The company stated the poor macro conditions, the shift in its trading volumes away from the United States due to the absence of regulatory clarity, and the drop in the average crypto market capitalization as reasons for the drop. Nevertheless, Coinbase CEO and co-founder Brian Armstrong remained optimistic. During the earnings call, he said,

“I think there’s an opportunity at some point for the crypto prices to potentially decouple from the broader macro environment. And we don’t know if that’s gonna happen, but I think it’s one of the possibilities and regulatory clarity is one of the things that could help kick that off.”

Coinbase has been successful in reducing operating expenses by 38% from the previous quarter by adopting measures like headcount reduction. Parallelly, the earnings report also revealed that as of the end of the quarter, around 25% of the 100 largest hedge funds by reported AuMs had chosen to onboard with Coinbase.

COIN shares closed 8% lower on Thursday, but managed to record a 4.87% rise to $58.52 during the after-trade hours.

Source: Google Finance

Crypto trading revenue breakdown

Bitcoin and Ethereum remained to be the most traded assets on the platform. Retrospectively, they also fetched higher revenue in total, when compared to all other assets traded.

The company’s Bitcoin trade volume remained unchanged at 31% when compared to Q2. However, the same stands at a significantly higher level than Q3 2021’s 19%.
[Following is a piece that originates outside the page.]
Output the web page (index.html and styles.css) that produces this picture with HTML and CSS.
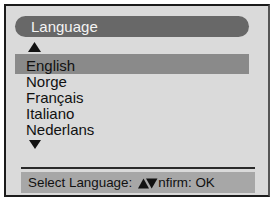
FILE: index.html
```html
<!DOCTYPE html>
<html lang="en">
<head>
    <meta charset="UTF-8">
    <title>Language</title>
    <link rel="stylesheet" href="styles.css">
</head>
<body>
    <div class="screen">
        <div class="title">Language</div>

        <svg class="arrow arrow-up" width="13" height="10" viewBox="0 0 13 10">
            <polygon points="0,10 6.5,0 13,10" fill="#111"/>
        </svg>

        <ul class="lang-list">
            <li class="lang selected">English</li>
            <li class="lang">Norge</li>
            <li class="lang">Français</li>
            <li class="lang">Italiano</li>
            <li class="lang">Nederlans</li>
        </ul>

        <svg class="arrow arrow-down" width="12" height="9" viewBox="0 0 12 9">
            <polygon points="0,0 12,0 6,9" fill="#111"/>
        </svg>

        <div class="footer">
            <div class="status">
                <span>Select Language:</span>
                <svg class="keys" width="20" height="11" viewBox="0 0 20 11">
                    <polygon points="0,10.5 5.5,0.5 11,10.5" fill="#111"/>
                    <polygon points="8,0.5 19.5,0.5 13.7,10.5" fill="#111"/>
                </svg>
                <span>nfirm: OK</span>
            </div>
        </div>
    </div>
</body>
</html>
```

FILE: styles.css
```css
* {
    margin: 0;
    padding: 0;
    box-sizing: border-box;
}

body {
    background: #fff;
    font-family: "Liberation Sans", Arial, sans-serif;
    color: #111;
}

.screen {
    margin: 4px 0 0 4px;
    width: 266px;
    height: 193px;
    border: 2px solid #1c1c1c;
    border-right-color: #555;
    background: #dadada;
    display: flex;
    flex-direction: column;
}

.title {
    margin: 10px 19px 0 9px;
    height: 21px;
    border-radius: 11px;
    background: #686868;
    color: #f4f4f4;
    font-size: 15px;
    line-height: 21px;
    padding-left: 16px;
}

.arrow {
    display: block;
}

.arrow-up {
    margin: 5px 0 0 22px;
}

.lang-list {
    list-style: none;
    margin: 2px 19px 0 9px;
    font-size: 15px;
}

.lang {
    height: 16px;
    line-height: 16px;
    padding-left: 11px;
    white-space: nowrap;
}

.lang.selected {
    height: 20px;
    padding-top: 4px;
    background: #8a8a8a;
}

.arrow-down {
    margin: 2px 0 0 23px;
}

.footer {
    margin: auto 13px 2px 15px;
    border-top: 2px solid #2a2a2a;
    padding-top: 3px;
}

.status {
    height: 21px;
    background: #a7a7a7;
    font-size: 13.4px;
    line-height: 21px;
    padding-left: 7px;
    display: flex;
    align-items: center;
    white-space: nowrap;
}

.keys {
    margin: 1px 0 0 6px;
}
```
Ethereum trading on the platform—on the other hand—saw a substantial jump, thanks to the speculative interest rise around the time of the Merge. Last quarter, the largest altcoin accounted for 22% of Coinbase’s volume, while this time, the number stood at 33%—higher than even Bitcoin.

Other crypto assets made up for the remaining 36% of the volume, after dropping from last quarter’s 47%.

Source: Letter to the Shareholder

Revenue-wise, both the top cryptos contributed 55%. However, it should be noted that despite the rise in trading volume, Ethereum’s say in the revenue did not match up. Other assets chipped in the balance 45%.